Les données de l’Office fédéral de la statistique montrent que la part des filles obtenant leur maturité est plus élevée que celle des garçons, un écart qui se creuse au fil des ans. Le «Tages-Anzeiger» se penche sur cet étrange phénomène.
Les chiffres sont frappants. Selon les données de l’Office fédéral de la statistique publiées par le chercheur Fabrizio Gilardi (ci-dessous) et celles obtenues par le Tages-Anzeiger sur la période 2000-2016, un large écart en matière de niveau scolaire est en train de se creuser entre filles et garçons à l’école. L’année dernière, en Suisse, 43,6% des jeunes filles ont obtenu une maturité (soit gymnasiale, soit professionnelle) contre seulement 33,1% des garçons.
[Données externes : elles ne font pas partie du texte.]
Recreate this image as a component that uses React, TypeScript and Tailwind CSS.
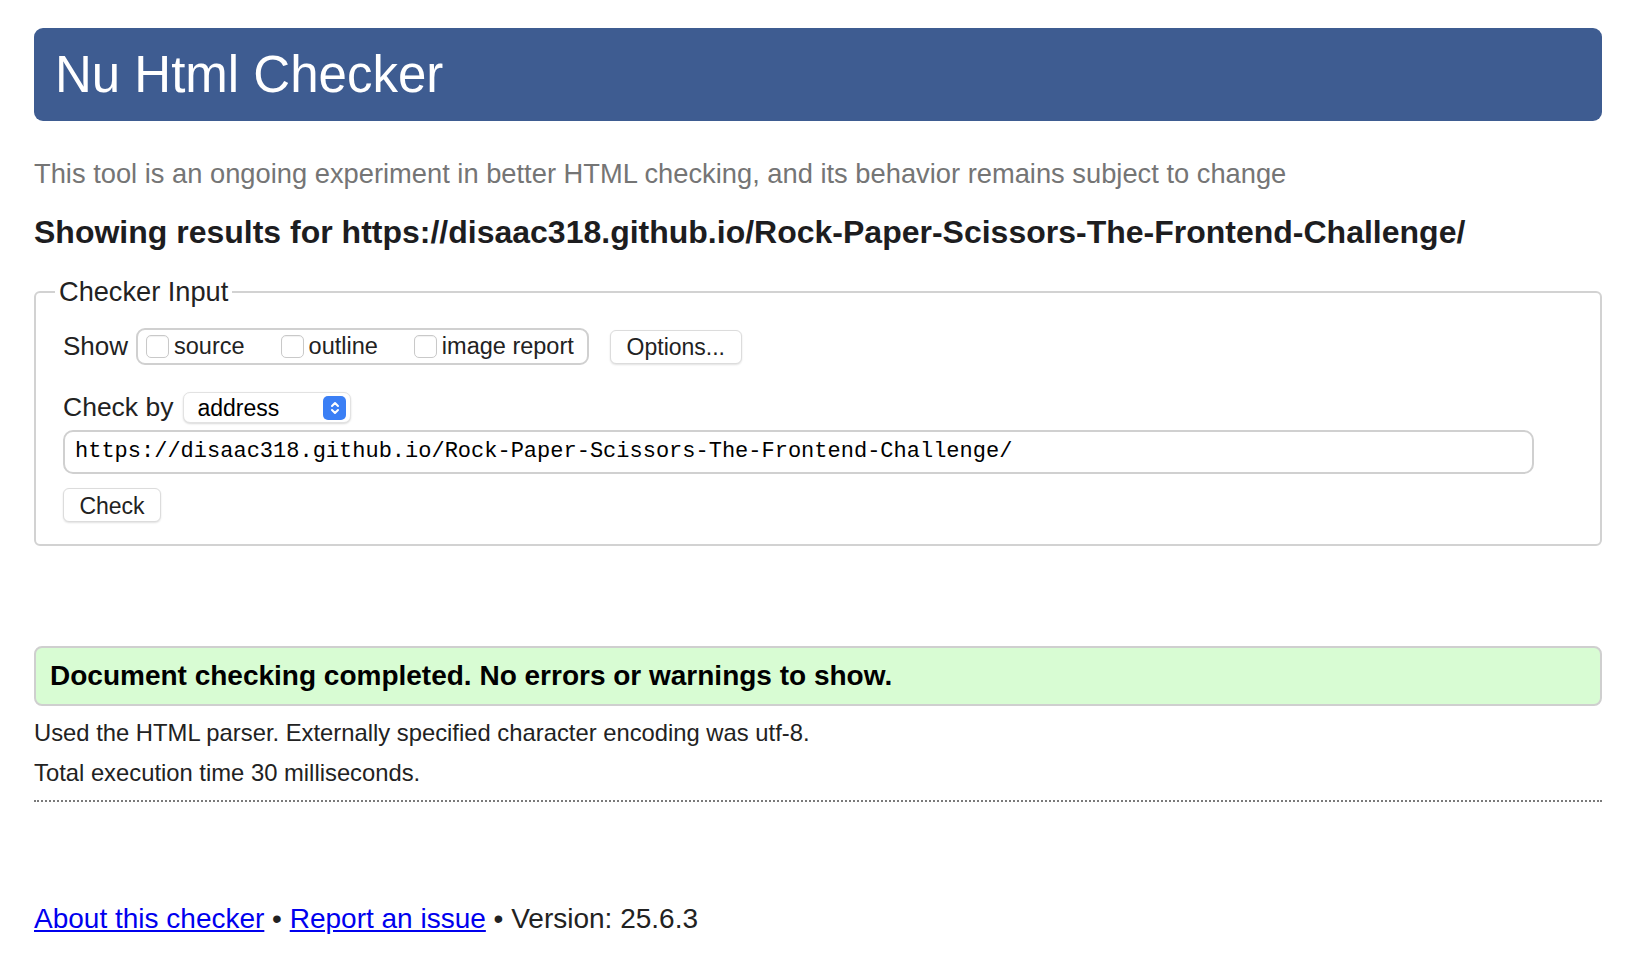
import React from 'react'

const checks = ['source', 'outline', 'image report']

function Checkbox({ label }: { label: string }) {
  return (
    <label className="flex items-center gap-[5px]">
      <span className="w-[23px] h-[23px] rounded-[5px] border border-[#c9c9c9] bg-white shadow-[inset_0_1px_1px_rgba(0,0,0,0.06)]"></span>
      <span>{label}</span>
    </label>
  )
}

export default function App() {
  return (
    <div className="min-h-screen bg-white pt-[28px] pl-[34px] pr-[24px] text-[#222] font-['Liberation_Sans',Arial,sans-serif]">
      {/* Header */}
      <div className="h-[93px] rounded-[9px] bg-[#3e5c91] flex items-center pl-[21px]">
        <h1 className="text-white text-[51px] leading-none">Nu Html Checker</h1>
      </div>

      <p className="mt-[39px] text-[27.3px] leading-[28px] text-[#757575]">
        This tool is an ongoing experiment in better HTML checking, and its behavior remains subject to change
      </p>

      <h2 className="mt-[25px] text-[32px] leading-[38px] font-bold text-[#1d1d1f]">
        Showing results for https://disaac318.github.io/Rock-Paper-Scissors-The-Frontend-Challenge/
      </h2>

      {/* Checker Input */}
      <fieldset className="mt-[27px] border-2 border-[#d2d2d2] rounded-[6px]">
        <legend className="ml-[19px] px-[4px] text-[27.2px] leading-[28px]">Checker Input</legend>

        <div className="pl-[27px] pt-[21px] pb-[22px]">
          <div className="flex items-center">
            <span className="text-[26px] mr-[8px]">Show</span>
            <div className="h-[37px] flex items-center gap-[36px] pl-[8px] pr-[13px] border-2 border-[#d0d0d0] rounded-[9px] text-[23.5px]">
              {checks.map((c) => (
                <Checkbox key={c} label={c} />
              ))}
            </div>
            <button className="ml-[21px] h-[34px] w-[132px] rounded-[6px] border border-[#dcdcdc] bg-white shadow-[0_1px_2px_rgba(0,0,0,0.12)] text-[23px] leading-[30px]">
              Options...
            </button>
          </div>

          <div className="flex items-center mt-[22px]">
            <span className="text-[26.5px] mr-[10px]">Check by</span>
            <div className="relative h-[31px] w-[168px] rounded-[7px] bg-white border border-[#e2e2e2] shadow-[0_1px_2px_rgba(0,0,0,0.15)] flex items-center pl-[13px] text-[23px] text-black">
              address
              <span className="absolute right-[4px] top-[3px] w-[23px] h-[24px] rounded-[5px] bg-[#3b7ff5] flex items-center justify-center">
                <svg width="12" height="18" viewBox="0 0 12 18" fill="none" stroke="white" strokeWidth="2" strokeLinecap="round" strokeLinejoin="round">
                  <path d="M3 7 L6 4 L9 7" />
                  <path d="M3 11 L6 14 L9 11" />
                </svg>
              </span>
            </div>
          </div>

          <div className="mt-[2px] w-[1471px] h-[44px] border-2 border-[#d0d0d0] rounded-[10px] flex items-center pl-[10px] font-['Liberation_Mono',monospace] text-[22px] text-black">
            https://disaac318.github.io/Rock-Paper-Scissors-The-Frontend-Challenge/
          </div>

          <button className="mt-[14px] h-[34px] w-[98px] rounded-[6px] border border-[#dcdcdc] bg-white shadow-[0_1px_2px_rgba(0,0,0,0.12)] text-[23px]">
            Check
          </button>
        </div>
      </fieldset>

      {/* Result */}
      <div className="mt-[100px] h-[60px] rounded-[8px] border-2 border-[#cfcfcf] bg-[#d8fcd3] flex items-center pl-[14px]">
        <p className="text-[28px] font-bold text-black">Document checking completed. No errors or warnings to show.</p>
      </div>

      <p className="mt-[13px] text-[23.8px] leading-[28px]">Used the HTML parser. Externally specified character encoding was utf-8.</p>
      <p className="mt-[12px] text-[23.8px] leading-[28px]">Total execution time 30 milliseconds.</p>

      <hr className="mt-[13px] border-0 border-t-2 border-dotted border-[#7a7a7a]" />

      {/* Footer */}
      <p className="mt-[100px] text-[28px] leading-[34px]">
        <a href="#" className="text-[#0000ee] underline">About this checker</a>
        {' • '}
        <a href="#" className="text-[#0000ee] underline">Report an issue</a>
        {' • Version: 25.6.3'}
      </p>
    </div>
  )
}
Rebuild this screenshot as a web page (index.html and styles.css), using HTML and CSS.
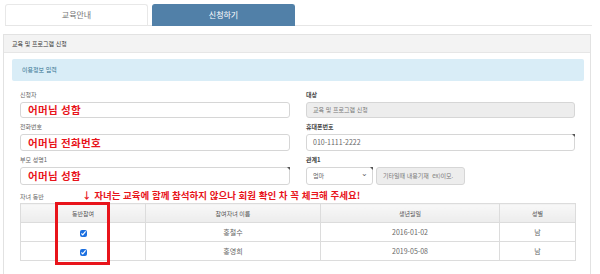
FILE: index.html
```html
<!DOCTYPE html>
<html lang="ko">
<head>
  <meta charset="UTF-8" />
  <meta name="viewport" content="width=device-width, initial-scale=1.0" />
  <title>교육 및 프로그램 신청</title>
  <link rel="stylesheet" href="styles.css">
</head>
<body>
  <div class="tabs">
    <div class="tab">교육안내</div>
    <div class="tab active">신청하기</div>
  </div>

  <div class="panel">
    <div class="panel-head">교육 및 프로그램 신청</div>
    <div class="panel-body">
      <div class="info">이용정보 입력</div>

      <div class="form-grid">
        <div class="field">
          <label>신청자</label>
          <div class="input big">어머님 성함</div>
        </div>
        <div class="field">
          <label class="dark">대상</label>
          <div class="input disabled">교육 및 프로그램 신청</div>
        </div>

        <div class="field">
          <label>전화번호</label>
          <div class="input big tall">어머님 전화번호</div>
        </div>
        <div class="field">
          <label class="dark">휴대폰번호</label>
          <div class="input tall mark">010-1111-2222</div>
        </div>

        <div class="field">
          <label>부모 성명1</label>
          <div class="input big taller mark">어머님 성함</div>
        </div>
        <div class="field">
          <label class="dark">관계1</label>
          <div class="relation">
            <div class="input select mark">엄마<span class="caret">&#8964;</span></div>
            <div class="input disabled etc">기타일때 내용기재 &nbsp;ex)이모.</div>
          </div>
        </div>
      </div>

      <div class="kids-head">
        <span class="kids-label">자녀 동반</span>
        <span class="notice">↓ 자녀는 교육에 함께 참석하지 않으나 회원 확인 차 꼭 체크해 주세요!</span>
      </div>

      <div class="table-wrap">
        <table>
          <thead>
            <tr><th class="c1">동반참여</th><th class="c2">참여자녀 이름</th><th class="c3">생년월일</th><th>성별</th></tr>
          </thead>
          <tbody>
            <tr><td><input type="checkbox" checked></td><td>홍철수</td><td>2016-01-02</td><td>남</td></tr>
            <tr><td><input type="checkbox" checked></td><td>홍영희</td><td>2019-05-08</td><td>남</td></tr>
          </tbody>
        </table>
        <div class="highlight"></div>
      </div>
    </div>
  </div>
</body>
</html>
```

FILE: styles.css
```css
body {
  margin: 0;
  background: #fff;
  font-family: "Noto Sans CJK KR", "Noto Sans", sans-serif;
  color: #555;
  width: 600px;
  height: 274px;
  overflow: hidden;
}
.tabs {
  display: flex;
  gap: 4px;
  margin: 4px 8px 0 5px;
  border-bottom: 1px solid #e6e6e6;
  height: 21px;
}
.tab {
  box-sizing: border-box;
  width: 143px;
  height: 21px;
  border: 1px solid #e8e8e8;
  border-bottom: none;
  border-radius: 3px 3px 0 0;
  text-align: center;
  font-size: 8px;
  line-height: 20px;
  color: #777;
}
.tab.active {
  background: #5180a8;
  border-color: #5180a8;
  color: #fff;
  height: 22px;
}
.panel {
  margin: 8px 9px 0 3px;
  border: 1px solid #e2e2e2;
  border-bottom: none;
  height: 239px;
  overflow: hidden;
}
.panel-head {
  background: #f3f3f3;
  border-bottom: 1px solid #e6e6e6;
  height: 17px;
  line-height: 17px;
  padding-left: 8px;
  font-size: 6px;
  color: #333;
}
.panel-body {
  padding: 6px 6px 0 8px;
}
.info {
  background: #d9edf7;
  border-radius: 2px;
  height: 22px;
  line-height: 22px;
  padding-left: 10px;
  font-size: 6px;
  color: #31708f;
}
.form-grid {
  display: grid;
  grid-template-columns: 270px 269px;
  column-gap: 16px;
  margin: 9px 0 0 8px;
  row-gap: 4px;
}
.field label {
  display: block;
  font-size: 6px;
  height: 9px;
  line-height: 9px;
  color: #666;
  margin-bottom: 3px;
}
.field label.dark {
  color: #444;
  font-weight: bold;
}
.input {
  position: relative;
  box-sizing: border-box;
  height: 16px;
  border: 1px solid #d6d6d6;
  border-radius: 3px;
  background: #fff;
  font-size: 7px;
  line-height: 14px;
  padding-left: 6px;
  color: #666;
  white-space: nowrap;
}
.input.tall {
  height: 17px;
  line-height: 15px;
}
.input.taller {
  height: 18px;
  line-height: 16px;
}
.input.big {
  color: #e8141b;
  font-weight: bold;
  font-size: 10.5px;
  letter-spacing: 0.3px;
  padding-left: 7px;
}
.input.disabled {
  background: #ededed;
  color: #777;
  font-size: 6px;
}
.mark::after {
  content: "";
  position: absolute;
  top: -1px;
  right: -1px;
  border-top: 3px solid #555;
  border-left: 3px solid transparent;
}
.relation {
  display: flex;
  gap: 3px;
}
.input.select {
  width: 67px;
  height: 18px;
  line-height: 16px;
  font-size: 6px;
}
.caret {
  position: absolute;
  right: 4px;
  top: -3px;
  font-size: 8px;
  color: #666;
}
.input.etc {
  width: 89px;
  height: 18px;
  line-height: 16px;
}
.kids-head {
  display: flex;
  align-items: flex-end;
  margin: 4px 0 0 8px;
  height: 12px;
}
.kids-label {
  font-size: 6px;
  color: #666;
  width: 62px;
  line-height: 9px;
}
.notice {
  color: #e8141b;
  font-weight: bold;
  font-size: 9.5px;
  line-height: 12px;
  white-space: nowrap;
}
.table-wrap {
  position: relative;
  margin: 2px 0 0 8px;
  width: 556px;
}
table {
  width: 100%;
  border-collapse: collapse;
  font-size: 7px;
  color: #666;
}
th, td {
  border: 1px solid #dcdcdc;
  text-align: center;
  height: 18px;
  padding: 0;
}
th {
  background: linear-gradient(#f8f8f8, #ececec);
  font-weight: normal;
  font-size: 6px;
  color: #555;
}
th.c1 {
  width: 124px;
}
th.c2 {
  width: 174px;
}
th.c3 {
  width: 178px;
}
td input {
  width: 7px;
  height: 7px;
  margin: 0;
  accent-color: #1b6fe0;
  vertical-align: middle;
}
.highlight {
  position: absolute;
  left: 35px;
  top: -1px;
  width: 49px;
  height: 57px;
  border: 3px solid #e8141b;
}
```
Le quotidien alémanique a étudié à la loupe les données de l’OFS sur les seize dernières années: la tendance se retrouve dans tous les cantons, même si les écarts peuvent être plus ou moins marqués. Dans le canton de Schwyz par exemple, une femme sur cinq obtient sa maturité, alors que c’est le cas de moins d’un homme sur dix. On notera que dans les cantons romands, la proportion de filles obtenant leur maturité gymnasiale est particulièrement élevée par rapport à la moyenne nationale: 36,1% des filles obtiennent celle-ci dans le canton de Genève, alors que ce taux n’est que de 24,2% sur le territoire national. Dans le canton d’Obwald, il est de seulement 12,4%.
Comment expliquer cet écart ?
La tendance est récente. Jusque dans les années 1990, la part des écoliers allant jusqu’à la maturité était largement masculine. Mais la société et les mœurs évoluant, «il est soudain apparu souhaitable que les femmes bénéficient également d’un enseignement supérieur», explique Stefan Wolter, directeur du Centre suisse de coordination pour la recherche en éducation au quotidien alémanique.
Comment justifier que les filles, en deux décennies, aient à ce point renversé la vapeur? Peu de données scientifiques existent sur le sujet. Tout porte à croire qu’à l’adolescence, une majorité de filles préfèrent le cursus scolaire traditionnel à l’apprentissage, et montrent des qualités de concentration supérieures aux garçons du même âge. «Globalement, les filles sont mieux adaptées à notre système scolaire à ce moment précis de leur vie», explique Gisela Meyer Stüssi, vice-présidente de l'association suisse des professeurs au gymnase au Tages-Anzeiger.
A en croire l’experte en pédagogie Margrit Stamm, les nouvelles méthodes d’enseignement, qui font la part belle aux travaux de groupe et aux compétences sociales, favorisent les filles. Aujourd’hui, «les garçons sont plutôt confrontés aux cours magistraux, alors qu’ils aiment se mesurer les uns aux autres». La compétition les stimule.
Si elle est notable à l’adolescence, l’avance des filles en matière de résultats scolaires semble avoir disparu dans le milieu professionnel quelques années plus tard. Plusieurs facteurs entrent en ligne de compte: les garçons qui s’orientent vers des études supérieures les terminent en général plus tard, entre 25 et 30 ans. Leur choix d’études conditionne les postes et les responsabilités qu’ils obtiennent. Enfin, les politiques publiques liées aux naissances et l’absence de congé paternité favorisent globalement les hommes dans leur milieu professionnel.